Tim Blum, cofondateur avec Jeff Poe de la galerie qui portait son nom, avait ajouté à son adresse de Los Angeles une antenne à New York et une autre à Tokyo, employant ainsi une bonne cinquantaine de personnes pour assurer la représentation de sa soixantaine d’artistes. Notamment les Japonais Yoshimoto Nara et Takashi Murakami, que le marchand a fait connaître et reconnaître de ce côté-ci du soleil levant, avant qu’ils ne deviennent des mégastars.

Ce qui est dur, c’est que cette crise semble s’installer, contrairement à celle de 2008 où le marché avait rapidement redémarré. Il faut dès lors s’adapter, être prudent et limiter les frais

Sébastien Bertrand, galeriste Genevois

Cet automne, Tim Blum devait inaugurer sa nouvelle galerie installée dans le quartier de Tribeca à New York. Acheté 5,3 millions de dollars il y a deux ans, le bâtiment restera vide, le galeriste n’ayant pas décidé à quoi il le destinerait désormais.

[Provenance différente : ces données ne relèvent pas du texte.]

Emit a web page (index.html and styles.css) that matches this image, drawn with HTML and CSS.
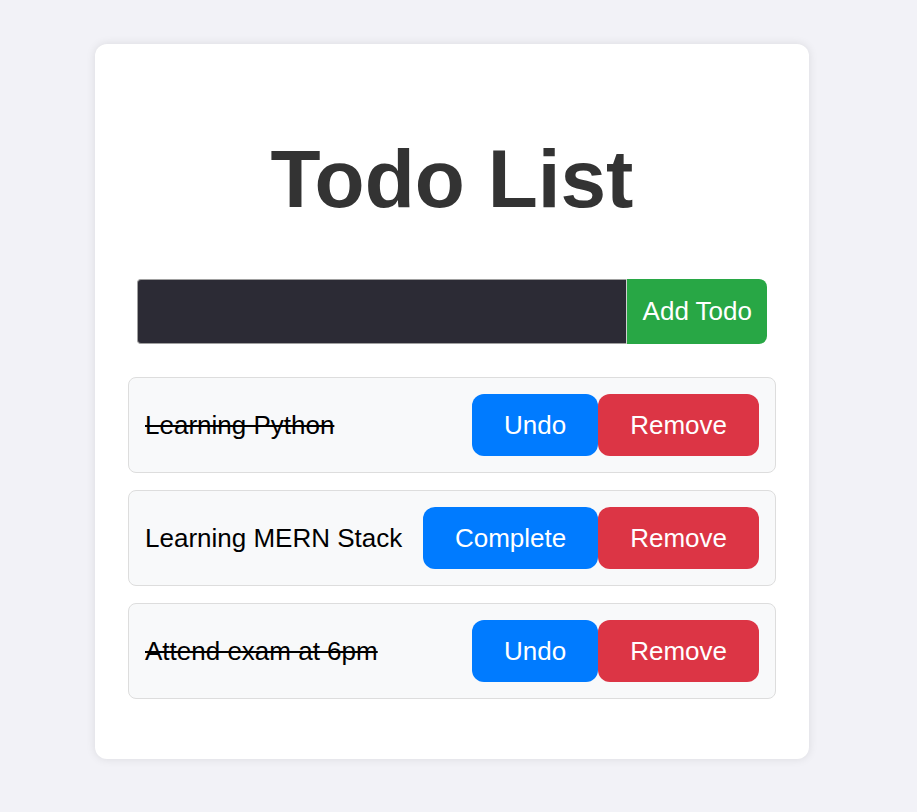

Une dépense somptuaire à laquelle il a fallu ajouter la hausse des prix des loyers devenus exorbitants. Et aussi le fait que ces dernières années, plusieurs des artistes les plus lucratifs de la galerie avaient quitté le navire pour rejoindre ceux de Gagosian – comme Anne Weyant et surtout Murakami, qui rompait ainsi vingt-cinq ans de collaboration avec Tim Blum – ou Henry Taylor, qui intégrait l’écurie Hauser & Wirth en 2020. Sans oublier l’augmentation mirobolante des frais des participations aux foires. Le galeriste ne cachait pas qu’entre les transports, l’hébergement, les assurances et le personnel, la dernière édition d’Art Basel lui avait coûté 450 000 dollars.